Mel tightened his grip on David’s arm. “You know better than th
is, David. Now look it. I’ve seen you pick those junkies up in alleys, sit them up, try to feed them, go after the little pricks that beat them bloody. I’ve seen you give them money that they say they need for their kids, and I know you knew better. Think who you’re talking to. I’ve seen you. All these years, you watch their nasty, desperate lives, and you never get so hard you see them anything less than human, even though every hit they take might be a bullet in your back.” Mel took a breath. “You’re good at cutting other people slack. Cut some for yourself.”
David sat down on the ladder.
“Now I want to know something.” Mel scratched his thigh. “You taken any hits since Santana?”

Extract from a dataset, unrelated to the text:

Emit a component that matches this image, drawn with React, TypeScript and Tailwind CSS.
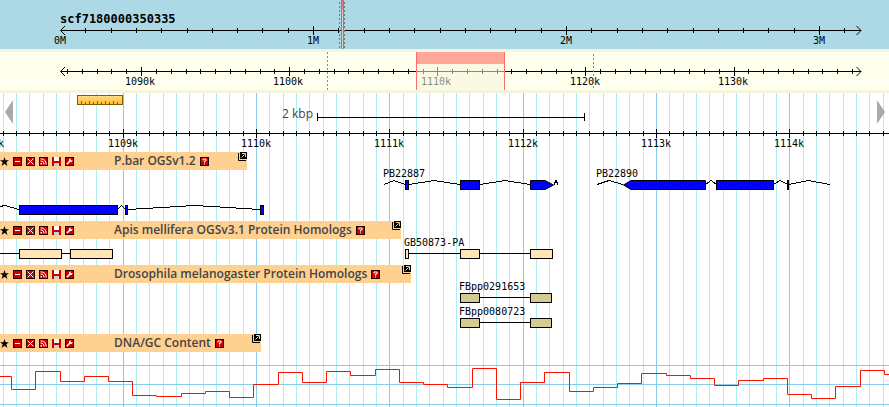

David glared at him. “No.”
“Thought about it?”
“Maybe.”
“But you haven’t?”
“I said not.”
“Good. I been wanting to ask you that.”
“Why didn’t you?”
“Why didn’t you bring this up earlier? Tell me what was wrong? All these years we been partners, we been friends, you couldn’t bring this up? Would have saved your nose.” Mel turned away, then looked back over his shoulder. “Haas any better?”
David shook his head. “Still on critical hold, and getting worse. No neural response now, from the waist down.”
FIFTY-THREE
The weather had turned suddenly chilly, as if the sun had worn itself thin with the last wave of heat. David’s eyes watered. The wind made his ears ache.
He took out a handkerchief. “Nothing more irritating than a runny nose on a stakeout.”
Mel cocked his head. “Lots of things more irritating. Take, oh, take diarrhea for instance, or just plain … you know Ridgway? I was in a car with Ridgway all night one time and—”
“Mel, would you shut up?”
“This reminds me of an incident,” String said. “We too are similar, in our jobs the stake up.”
“Stakeout,” Mel said.
“Yes. There are times when an Elaki must …”
David focused on the pavement as it disappeared under the wheels of the shuttle.
Rose was leaving him.
He had gone home early yesterday to a silent house, and wandered from room to room, looking for his children. Their beds were made. The animals that usually lounged among the pillows were gone. The night-light was missing.